On completion of this course, students are able to:

  • describe classic scenarios of reinforcement learning problems;
  • explain basics of reinforcement learning methods;
  • model real engineering problems using reinforcement learning methods;
  • compare performance of the reinforcement learning algorithms that are covered in the course practically in the specific projects;
  • select proper reinforcement learning algorithms in accordance with specific problems, and argue their choices;
  • construct and implement reinforcement learning algorithms to solve simple robotics problems on physical systems

Registration Details

Due to the limited number of available robots, the number of participants has to be restricted. Please mind the following procedure:

  • If you have interest in the course, sign up on TUMOnline for the waiting list
  • Visit the block lecture before the semester starts and participate in the hands-on part (mandatory)
  • The slots for the actual course (lab during semester) will be filled from all active students.
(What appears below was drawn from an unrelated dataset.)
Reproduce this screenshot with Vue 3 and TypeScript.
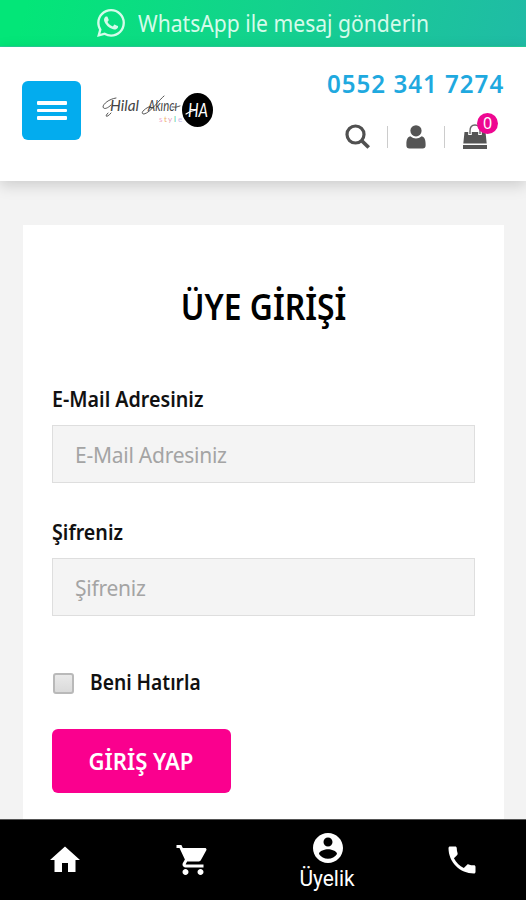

The order is determined by TUMonline and its lottery.
  • Once you were signed up for the actual course, you are enrolled and thus block a robot.
    If you quit the course lateron you will prevent other students from taking the course:
    Only sign up if you are sure to stay in the course for the whole semester!

Lecture Details

The course consists of two phases:

  1. four day block lecture before the semester starts:
    1. frontal teaching sessions in the morning
    2. practical part with discussions after lunch
  2. project phase:
    1. weekly tutorial sessions (two hours per week) throughout the semester, where we will be available for questions and feedback
    2. Additional sessions if requested / required


  • Sutton, R. S. & Barto, A. G., Reinforcement Learning: An Introduction. The MIT Press, 1998 (or the new version)
  • Bertsekas, D. P. & Tsitsiklis, J., Neuro-dynamic programming. Athena Scientific, 1996
  • Bertsekas, D. P., Dynamic Programming and Optimal Control Vol. 1 & 2.
  • Szepesvári, S., Algorithms for Reinforcement Learning. Morgan & Claypool, 2010 (a draft)

Target Audience and Signup

Students in a Masters degree program. Registration via TUMOnline.